8. The decisions of the Tribunal shall be final and binding on the Contracting Parties.

Article 11. Additional Provisions

Each Contracting Party shall observe at all times all the commitments it has entered into with respect to the investments of investors of the other Contracting Party.

If, either now or in the future, the legislation of either Contracting Party or the mutual obligations of the two Contracting Parties arising from international law apart from this Agreement contains a general or specific rule under which investments of investors of the other Contracting Party are granted more favourable treatment than the treatment provided for in this Agreement, such a rule shall prevail over this Agreement.

Any terms not defined in this Agreement shall have the meanings used in the applicable legislation of each Contracting Party.

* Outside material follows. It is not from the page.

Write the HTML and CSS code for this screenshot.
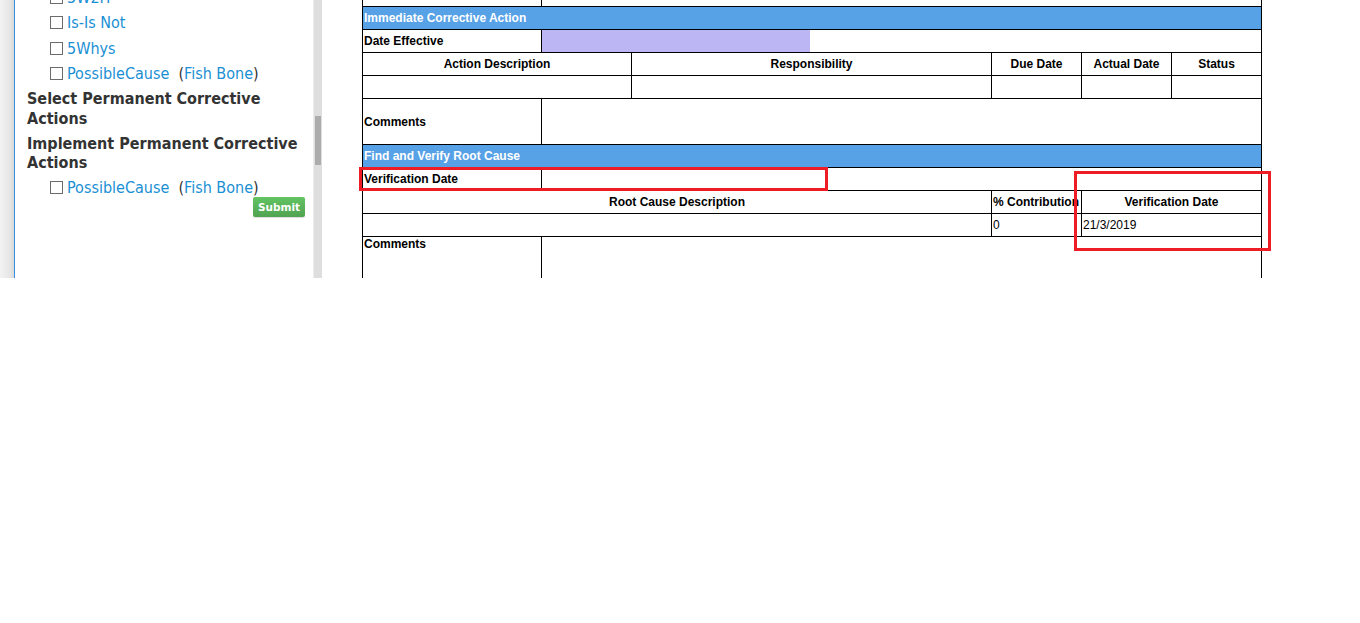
FILE: index.html
```html
<!DOCTYPE html>
<html>
<head>
<meta charset="utf-8">
<link rel="stylesheet" href="styles.css">
</head>
<body>
<div class="viewport">
  <div class="shade"></div>
  <div class="panel">
    <div class="panel-inner">
      <div class="item"><span class="cb"></span><a class="lnk">5W2H</a></div>
      <div class="item"><span class="cb"></span><a class="lnk">Is-Is Not</a></div>
      <div class="item"><span class="cb"></span><a class="lnk">5Whys</a></div>
      <div class="item"><span class="cb"></span><a class="lnk">PossibleCause</a>&nbsp; (<a class="lnk">Fish Bone</a>)</div>
      <div class="heading">Select Permanent Corrective Actions</div>
      <div class="heading heading2">Implement Permanent Corrective Actions</div>
      <div class="item"><span class="cb"></span><a class="lnk">PossibleCause</a>&nbsp; (<a class="lnk">Fish Bone</a>)</div>
      <div class="btn-row"><span class="btn">Submit</span></div>
    </div>
    <div class="scrollbar"><div class="thumb"></div></div>
  </div>
  <div class="main">
    <table class="grid">
      <colgroup>
        <col class="c1"><col class="c2"><col class="c3"><col class="c4"><col class="c5"><col class="c6">
      </colgroup>
      <tr class="r"><td></td><td colspan="5"></td></tr>
      <tr class="r band"><td colspan="6">Immediate Corrective Action</td></tr>
      <tr class="r"><td class="lbl">Date Effective</td><td colspan="5" class="inp-cell"><div class="inp"></div></td></tr>
      <tr class="r hd"><td colspan="2">Action Description</td><td>Responsibility</td><td>Due Date</td><td>Actual Date</td><td>Status</td></tr>
      <tr class="r"><td colspan="2"></td><td></td><td></td><td></td><td></td></tr>
      <tr class="tall"><td class="lbl">Comments</td><td colspan="5"></td></tr>
      <tr class="r band"><td colspan="6">Find and Verify Root Cause</td></tr>
      <tr class="r"><td class="lbl">Verification Date</td><td colspan="5"></td></tr>
      <tr class="r hd"><td colspan="3">Root Cause Description</td><td class="left">% Contribution</td><td colspan="2">Verification Date</td></tr>
      <tr class="r data"><td colspan="3"></td><td>0</td><td colspan="2">21/3/2019</td></tr>
      <tr class="tall2"><td class="lbl top">Comments</td><td colspan="5"></td></tr>
    </table>
    <div class="mark mark1"></div>
    <div class="mark mark2"></div>
  </div>
</div>
</body>
</html>
```
FILE: styles.css
```css
html, body {
  margin: 0;
  padding: 0;
  background: #fff;
}
.viewport {
  height: 278px;
  overflow: hidden;
  display: flex;
  position: relative;
}
.shade {
  width: 14px;
  flex: none;
  background: linear-gradient(to right, #f3f3f3, #e6e6e6 70%, #d9d9d9);
}
.panel {
  width: 307px;
  flex: none;
  border-left: 1px solid #3a8ee0;
  display: flex;
  background: #fff;
}
.panel-inner {
  width: 298px;
  flex: none;
  padding-left: 12px;
  box-sizing: border-box;
  margin-top: -15.5px;
  font-family: "DejaVu Sans Condensed", "DejaVu Sans", sans-serif;
  font-stretch: condensed;
  font-size: 16px;
  color: #333;
}
.item {
  height: 25.5px;
  line-height: 25.5px;
  padding-left: 23px;
  white-space: nowrap;
  display: flex;
  align-items: center;
}
.cb {
  width: 11px;
  height: 11px;
  border: 1px solid #6b6b6b;
  margin-right: 4px;
  flex: none;
  background: #fff;
}
.lnk {
  color: #1a8fd4;
  text-decoration: none;
}
.heading {
  font-weight: bold;
  line-height: 20px;
  margin-top: 2px;
  font-size: 16px;
}
.heading2 {
  margin-top: 5px;
  line-height: 19.5px;
}
.heading2 + .item {
  margin-top: 2px;
}
.btn-row {
  display: flex;
  justify-content: flex-end;
  margin-top: -3px;
  padding-right: 8px;
}
.btn {
  display: block;
  width: 52px;
  height: 20px;
  line-height: 20px;
  text-align: center;
  font-family: "DejaVu Sans", sans-serif;
  font-stretch: normal;
  font-weight: bold;
  font-size: 10.5px;
  color: #fff;
  background: linear-gradient(#62c462, #51a351);
  border-radius: 2px;
  box-shadow: 0 1px 1px rgba(0,0,0,0.15);
}
.scrollbar {
  width: 8px;
  flex: none;
  background: #dedede;
  border-left: 1px solid #ececec;
  position: relative;
}
.thumb {
  position: absolute;
  left: 1px;
  width: 6px;
  top: 116px;
  height: 49px;
  background: #acacac;
}
.main {
  flex: 1;
  padding-left: 40px;
  position: relative;
}
.grid {
  border-collapse: collapse;
  table-layout: fixed;
  width: 900px;
  margin-top: -17px;
  font-family: "Liberation Sans", Arial, sans-serif;
  font-size: 12px;
  color: #000;
}
.c1 { width: 179px; }
.c2 { width: 90px; }
.c3 { width: 360px; }
.c4 { width: 90px; }
.c5 { width: 90px; }
.c6 { width: 90px; }
.grid td {
  border: 1px solid #000;
  padding: 0 1px;
  height: 22px;
  box-sizing: border-box;
  white-space: nowrap;
  overflow: hidden;
}
.grid tr.r td { height: 23px; }
.grid tr.tall td { height: 46px; }
.grid tr.tall2 td { height: 60px; }
.band td {
  background: #57a1e6;
  color: #fff;
  font-weight: bold;
}
.lbl { font-weight: bold; }
.top { vertical-align: top; }
.hd td {
  font-weight: bold;
  text-align: center;
}
.hd td.left { text-align: left; }
.inp-cell { padding: 0 !important; }
.inp {
  width: 268px;
  height: 22px;
  background: #bcb6f5;
}
.mark {
  position: absolute;
  border: 3px solid #ee1c25;
  box-sizing: border-box;
}
.mark1 {
  left: 37px;
  top: 167px;
  width: 469px;
  height: 24px;
}
.mark2 {
  left: 752px;
  top: 171px;
  width: 197px;
  height: 80px;
}
```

Article 12. Entry Into Force, Duration and Termination of the Agreement

This Agreement shall enter into force thirty (30) days from the date of the last written notification in which the Contracting Parties have notified each other, in writing and through the diplomatic channel, that they have fulfilled the constitutional requirements for the approval of the Agreement in their respective countries and shall remain in force for a period of ten (10) years.

In the event that either Contracting Party decides to terminate this Agreement, it must notify the other Contracting Party of its decision in writing through the diplomatic channel at least twelve (12) months prior to its current expiry date. Otherwise, this Agreement shall be renewed for an indefinite period. At that stage, the Contracting Parties may notify each other at any time, in writing and through the diplomatic channel, of their decision to terminate it. The Agreement shall be terminated twelve (12) months after such written notification.

With respect to investments made before the date of termination of this Agreement, Articles 1 to 11 thereof shall remain in force for a period of 10 years from that date.

Conclusion

In witness whereof, the undersigned, being duly authorized for this purpose by their respective Governments, have signed this Agreement.

Done at Asunción on 4 May 2001, in the Spanish language, both texts being equally authentic.

For the Government of the Republic of Paraguay,

José Antonio MORENO RUFFINELLI,

Foreign Minister.

For the Government of the Republic of Bolivia,

Javier Murillo de la Rocha,

Minister of Foreign Affairs and Culture.